Quello che dovrebbe essere il più alto arbitro, il garante della Costituzione, il simbolo dell'imparzialità è precipitato in un pericoloso vuoto istituzionale quando, parlando di Beppe Grillo senza nominarlo (manco fosse Lord Voldemort o l'Innominabile dei Promessi Sposi) ha tuonato contro il populismo chiedendo di "non dare fiato ai demagoghi di turno".

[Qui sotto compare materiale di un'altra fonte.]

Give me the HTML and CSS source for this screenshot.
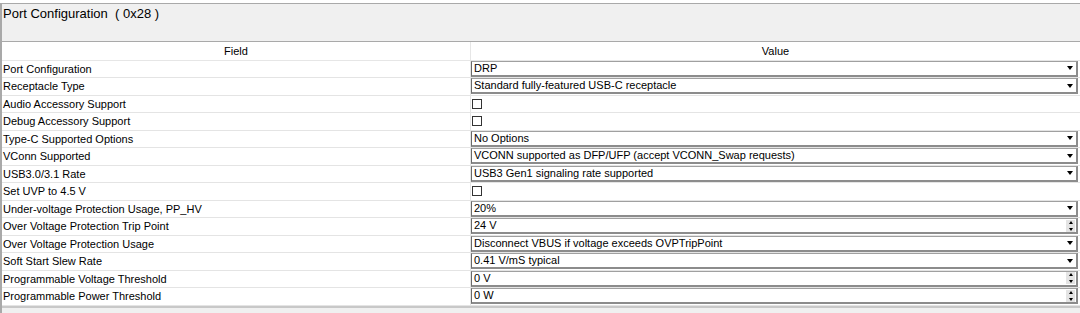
FILE: index.html
```html
<!DOCTYPE html>
<html>
<head>
<meta charset="utf-8">
<link rel="stylesheet" href="styles.css">
</head>
<body>
<div class="panel">
  <div class="title">Port Configuration &nbsp;( 0x28 )</div>
  <div class="grid">
    <div class="hd">Field</div>
    <div class="hd hd-v">Value</div>

    <div class="f">Port Configuration</div>
    <div class="v"><div class="combo"><span>DRP</span><i class="arr"></i></div></div>

    <div class="f">Receptacle Type</div>
    <div class="v"><div class="combo"><span>Standard fully-featured USB-C receptacle</span><i class="arr"></i></div></div>

    <div class="f">Audio Accessory Support</div>
    <div class="v"><i class="chk"></i></div>

    <div class="f">Debug Accessory Support</div>
    <div class="v"><i class="chk"></i></div>

    <div class="f">Type-C Supported Options</div>
    <div class="v"><div class="combo"><span>No Options</span><i class="arr"></i></div></div>

    <div class="f">VConn Supported</div>
    <div class="v"><div class="combo"><span>VCONN supported as DFP/UFP (accept VCONN_Swap requests)</span><i class="arr"></i></div></div>

    <div class="f">USB3.0/3.1 Rate</div>
    <div class="v"><div class="combo"><span>USB3 Gen1 signaling rate supported</span><i class="arr"></i></div></div>

    <div class="f">Set UVP to 4.5 V</div>
    <div class="v"><i class="chk"></i></div>

    <div class="f">Under-voltage Protection Usage, PP_HV</div>
    <div class="v"><div class="combo"><span>20%</span><i class="arr"></i></div></div>

    <div class="f">Over Voltage Protection Trip Point</div>
    <div class="v"><div class="combo"><span>24 V</span><i class="spin"><b class="up"></b><b class="dn"></b></i></div></div>

    <div class="f">Over Voltage Protection Usage</div>
    <div class="v"><div class="combo"><span>Disconnect VBUS if voltage exceeds OVPTripPoint</span><i class="arr"></i></div></div>

    <div class="f">Soft Start Slew Rate</div>
    <div class="v"><div class="combo"><span>0.41 V/mS typical</span><i class="arr"></i></div></div>

    <div class="f">Programmable Voltage Threshold</div>
    <div class="v"><div class="combo"><span>0 V</span><i class="spin"><b class="up"></b><b class="dn"></b></i></div></div>

    <div class="f">Programmable Power Threshold</div>
    <div class="v"><div class="combo"><span>0 W</span><i class="spin"><b class="up"></b><b class="dn"></b></i></div></div>
  </div>
</div>
</body>
</html>
```

FILE: styles.css
```css
html, body {
  margin: 0;
  padding: 0;
}
body {
  width: 1080px;
  height: 313px;
  background: #ffffff;
  font-family: "Liberation Sans", Arial, sans-serif;
  color: #000;
  overflow: hidden;
  padding-top: 3px;
  box-sizing: border-box;
}
.panel {
  background: #f0f0f0;
  border-top: 1px solid #a9a9a9;
  border-left: 2px solid #a9a9a9;
  height: 310px;
  box-sizing: border-box;
}
.title {
  height: 38px;
  font-size: 13px;
  line-height: 20px;
  padding-left: 1px;
  border-bottom: 1px solid #a9a9a9;
  box-sizing: border-box;
  padding-top: 0;
}
.grid {
  display: grid;
  grid-template-columns: 468px 1fr;
  grid-template-rows: 18.5px repeat(14, 17.5px);
  background: #fff;
  border-bottom: 2px solid #c8c8c8;
  font-size: 11px;
}
.hd {
  text-align: center;
  line-height: 17px;
  padding-top: 1px;
  border-bottom: 1px solid #e6e6e6;
}
.hd-v {
  border-left: 1px solid #e6e6e6;
}
.f {
  padding-left: 1px;
  line-height: 17px;
  border-bottom: 1px solid #e4e4e4;
  white-space: nowrap;
}
.v {
  border-left: 1px solid #e4e4e4;
  border-bottom: 1px solid #e4e4e4;
  display: flex;
  align-items: center;
  padding-right: 2px;
}
.combo {
  flex: 1;
  height: 16px;
  box-sizing: border-box;
  background: #fff;
  border-top: 1px solid #a0a0a0;
  border-left: 1px solid #6a6a6a;
  border-bottom: 2px solid #8c8c8c;
  border-right: 2px solid #8c8c8c;
  display: flex;
  align-items: center;
  justify-content: space-between;
  padding-left: 2px;
}
.combo span {
  line-height: 13px;
  white-space: nowrap;
}
.arr {
  width: 0;
  height: 0;
  border-left: 3.5px solid transparent;
  border-right: 3.5px solid transparent;
  border-top: 4px solid #000;
  margin-right: 3px;
}
.spin {
  display: flex;
  flex-direction: column;
  justify-content: space-between;
  align-items: center;
  width: 9px;
  height: 12px;
  background: #e4e4e4;
  margin-right: 1px;
  padding: 1px 0;
  box-sizing: border-box;
}
.spin .up {
  width: 0;
  height: 0;
  border-left: 2.5px solid transparent;
  border-right: 2.5px solid transparent;
  border-bottom: 3px solid #000;
}
.spin .dn {
  width: 0;
  height: 0;
  border-left: 2.5px solid transparent;
  border-right: 2.5px solid transparent;
  border-top: 3px solid #000;
}
.chk {
  width: 10px;
  height: 10px;
  box-sizing: border-box;
  border: 1px solid #333;
  background: #fff;
  margin-left: 1px;
}
```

Poi una serie di deliri sull'insostituibilità di questi partiti (come minimo collusi con la mafia) e la necessità di estirpare il marcio (ma avete mai visto una zecca staccarsi spontaneamente dal corpo senza aver concluso il banchetto). Un invito a nozze per Grillo, che ha alzato il tiro delegittimando ulteriormente Napolitano "presidente dei partiti" e non degli italiani.

Il punto qui però non è stabilire chi ha ragione e chi ha torto. Vale la pena però rilevare lo spergiuro di Napolitano alla Costituzione che teoricamente dovrebbe difendere. L'art.49 prevede che tutti i cittadini hanno diritto di associarsi liberamente in partiti per concorrere con metodo democratico a determinare la politica nazionale.

Perché mai a Napolitano vanno bene praticamente tutti i partiti (inclusi quelli con un tasso di mafiosità superiore a qualsiasi famiglia mafiosa corleonese) e non una libera associazione di cittadini riuniti attorno al simbolo del Movimento 5 Stelle (che di fatto è un partito anche se per smarcarsi anche lessicalmente dalla melma partitica non si vuol far chiamare partito)?

Il sospetto sorge quindi spontaneo: le elezioni previste per la primavera 2013 spariglieranno notevolmente le carte se il Movimento 5 Stelle supererà (come sembra largamente possibile) il 7-8% e i cosiddetti grillini invaderanno Camera e Senato con decine di rappresentanti. Un numero insufficiente evidentemente ad ambire al governo del Paese, ma fortissimo per incidere nelle elezioni del prossimo Presidente della Repubblica.

Si respira un terrificante odore di marcio propagato da questo "pensiero unico" che anima tutto l'ancien regime italico e desta il sospetto che i partiti già si siano accordati alle spalle dei cittadini su come spartirsi le prossime cariche (Quirinale, Palazzo Madama e Montecitorio). Il timore generato dalla possibilità di un'infornata di grillini sta facendo uscire di testa i contabili delle poltrone e quello di Napolitano è stato forse solo un gesto di stizza e di nervosismo legato alla concreta possibilità che il tavolo imbandito possa saltare.

D'altronde la Storia, quella con la "S" maiuscola ha sempre dato torto a Napolitano, uno dei pochi comunisti del tempo che non ha avuto il coraggio di fare il partigiano, ma che è stato stalinista ai tempi di Stalin, favorevole alle occupazioni violente dell'Armata Rossa nei paesi dell'ex blocco comunista negli anni '50, contro Berlinguer sulla questione morale, al fianco di Berlusconi su scudo fiscale e lodo Alfano (incostituzionale) oltre che sulla nomina di ministri pregiudicati (Brancher) o in odor di mafia (Romano). Perché dovrebbe iniziare ad avere ragione oggi, che è alle soglie dei 90 anni?